YOUR INSTRUCTIONS → Take each line containing "index" and report it exactly as written.

COLLECTED DATA →
- - - - -

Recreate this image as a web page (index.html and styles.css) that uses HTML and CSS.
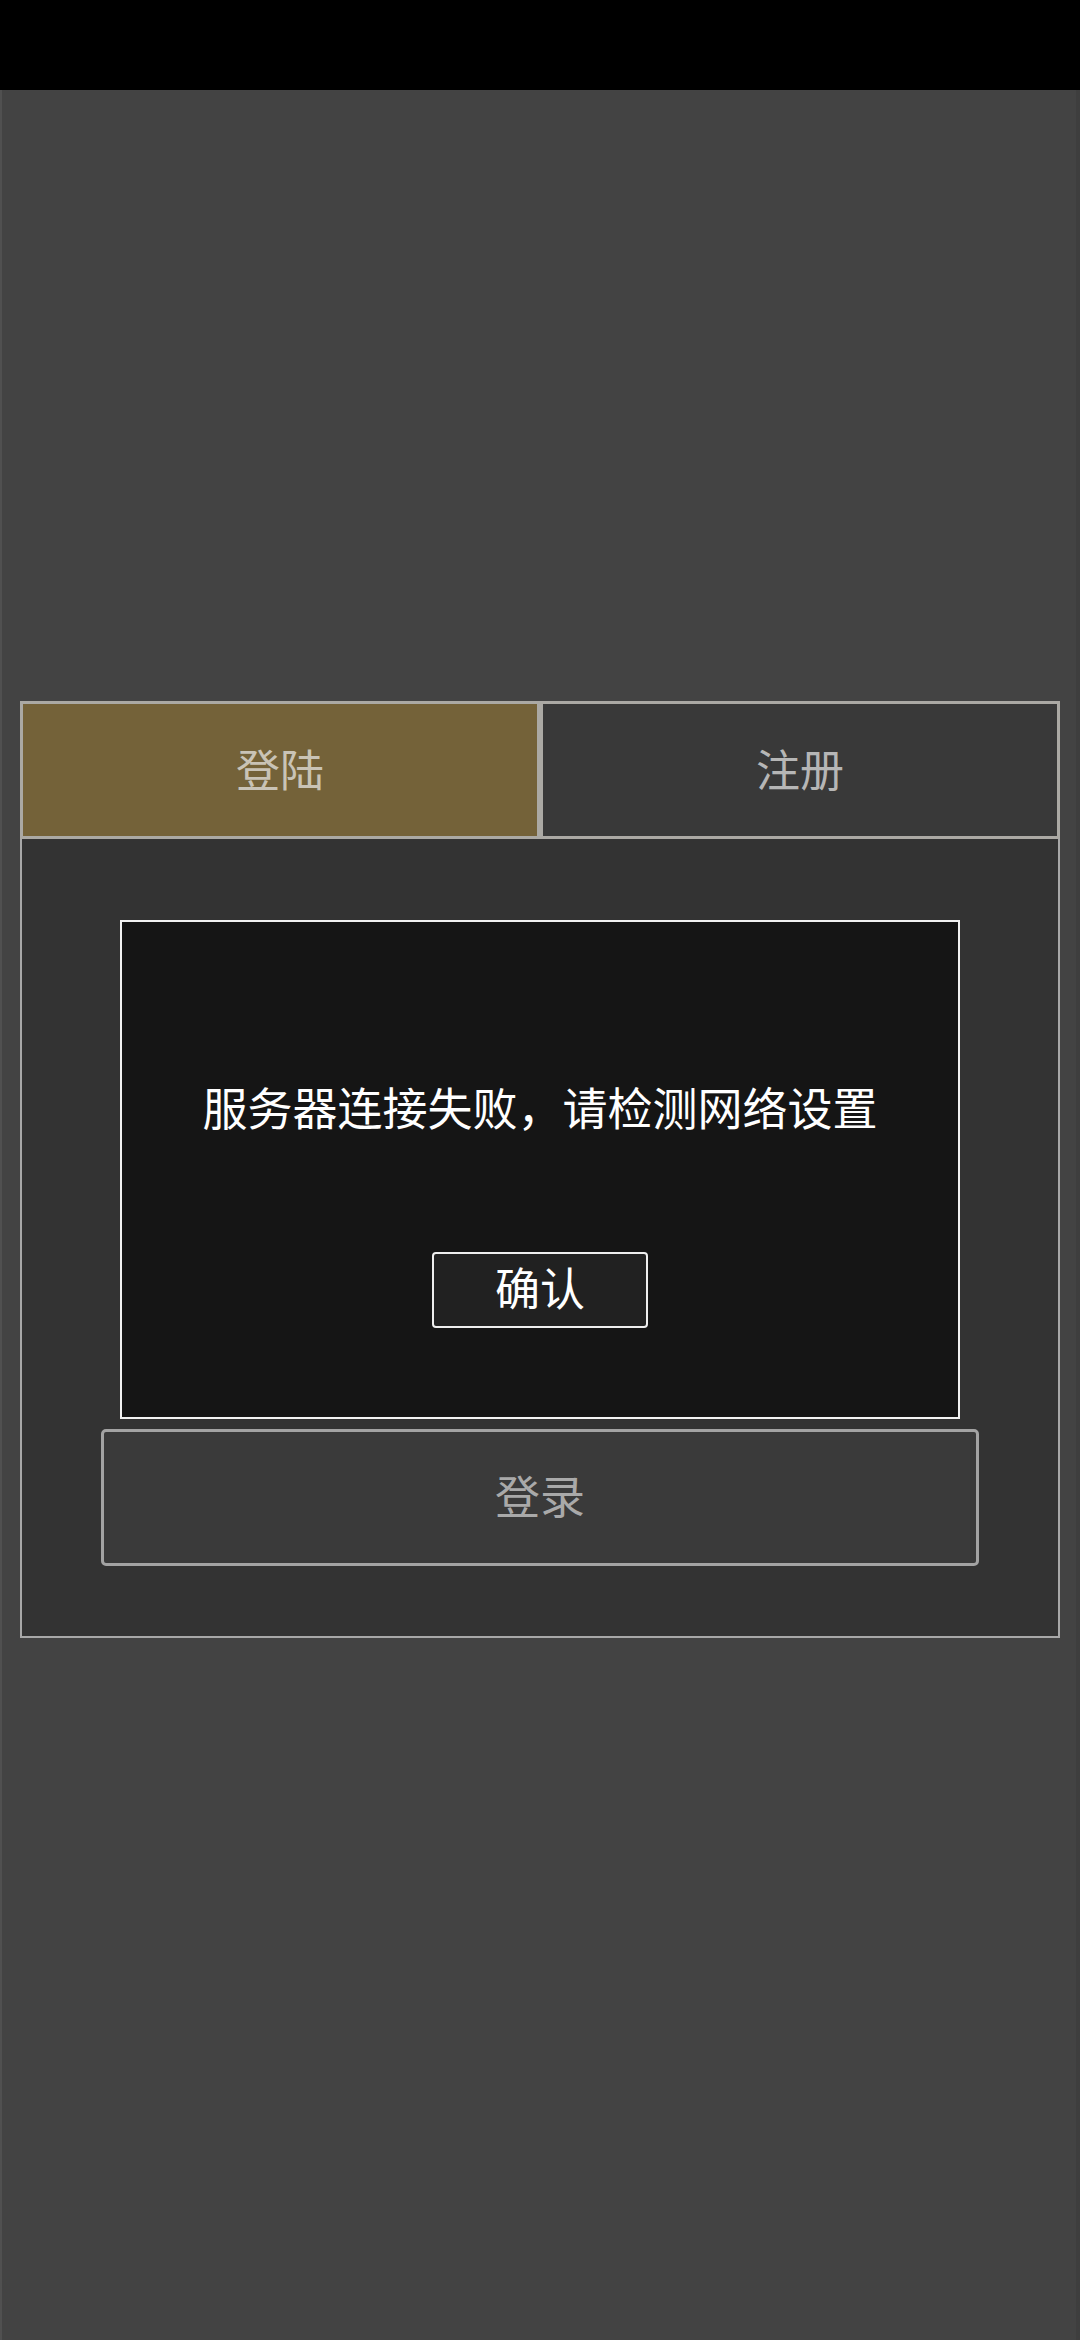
FILE: index.html
```html
<!DOCTYPE html>
<html lang="zh-CN">
<head>
<meta charset="utf-8">
<meta name="viewport" content="width=1080">
<title>登陆</title>
<link rel="stylesheet" href="styles.css">
</head>
<body>
<div class="screen">
  <div class="status-bar"></div>
  <main class="main">
    <section class="card">
      <div class="tabs">
        <div class="tab tab-active">登陆</div>
        <div class="tab">注册</div>
      </div>
      <div class="card-body">
        <div class="dialog">
          <p class="dialog-msg">服务器连接失败，请检测网络设置</p>
          <button class="dialog-btn">确认</button>
        </div>
        <button class="login-btn">登录</button>
      </div>
    </section>
  </main>
</div>
</body>
</html>
```

FILE: styles.css
```css
* { box-sizing: border-box; }
html, body {
  margin: 0;
  padding: 0;
  background: #434343;
}
body {
  width: 1080px;
  height: 2340px;
  font-family: "Noto Sans CJK SC", "Noto Sans", sans-serif;
}
.screen {
  width: 1080px;
  height: 2340px;
  display: flex;
  flex-direction: column;
}
.status-bar {
  height: 90px;
  background: #000000;
  flex: none;
}
.main {
  flex: 1;
  background: #434343;
  border-left: 2px solid #505050;
  border-right: 4px solid #3e3e3e;
  padding: 611px 14px 0 18px;
}
.card {
  width: 1040px;
}
.tabs {
  display: flex;
  height: 138px;
}
.tab {
  width: 520px;
  height: 138px;
  border: 3px solid #aba9a4;
  background: #393939;
  color: #b6b6b6;
  font-size: 44px;
  display: flex;
  align-items: center;
  justify-content: center;
  padding-bottom: 5px;
}
.tab-active {
  background: #746239;
  color: #c9c3b6;
}
.card-body {
  height: 799px;
  background: #333333;
  border: 2px solid #a8a8a8;
  border-top: none;
  padding-top: 81px;
  display: flex;
  flex-direction: column;
  align-items: center;
}
.dialog {
  width: 840px;
  height: 499px;
  background: #151515;
  border: 2px solid #f2f2f2;
  display: flex;
  flex-direction: column;
  align-items: center;
  padding-top: 155px;
}
.dialog-msg {
  margin: 0;
  color: #ffffff;
  font-size: 45px;
  line-height: 60px;
  white-space: nowrap;
}
.dialog-btn {
  margin-top: 115px;
  width: 216px;
  height: 76px;
  background: #212121;
  border: 2px solid #eeeeee;
  border-radius: 4px;
  color: #ffffff;
  font-family: "Noto Sans CJK SC", "Noto Sans", sans-serif;
  font-size: 45px;
  line-height: 64px;
  padding: 0 0 6px 0;
}
.login-btn {
  margin-top: 10px;
  width: 878px;
  height: 137px;
  background: #3a3a3a;
  border: 3px solid #a3a3a3;
  border-radius: 5px;
  color: #a9a9a9;
  font-family: "Noto Sans CJK SC", "Noto Sans", sans-serif;
  font-size: 45px;
  padding: 0 0 6px 0;
}
```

- - - - -

WRITTEN ANSWER →
Recreate this image as a web page (index.html and styles.css) that uses HTML and CSS.
FILE: index.html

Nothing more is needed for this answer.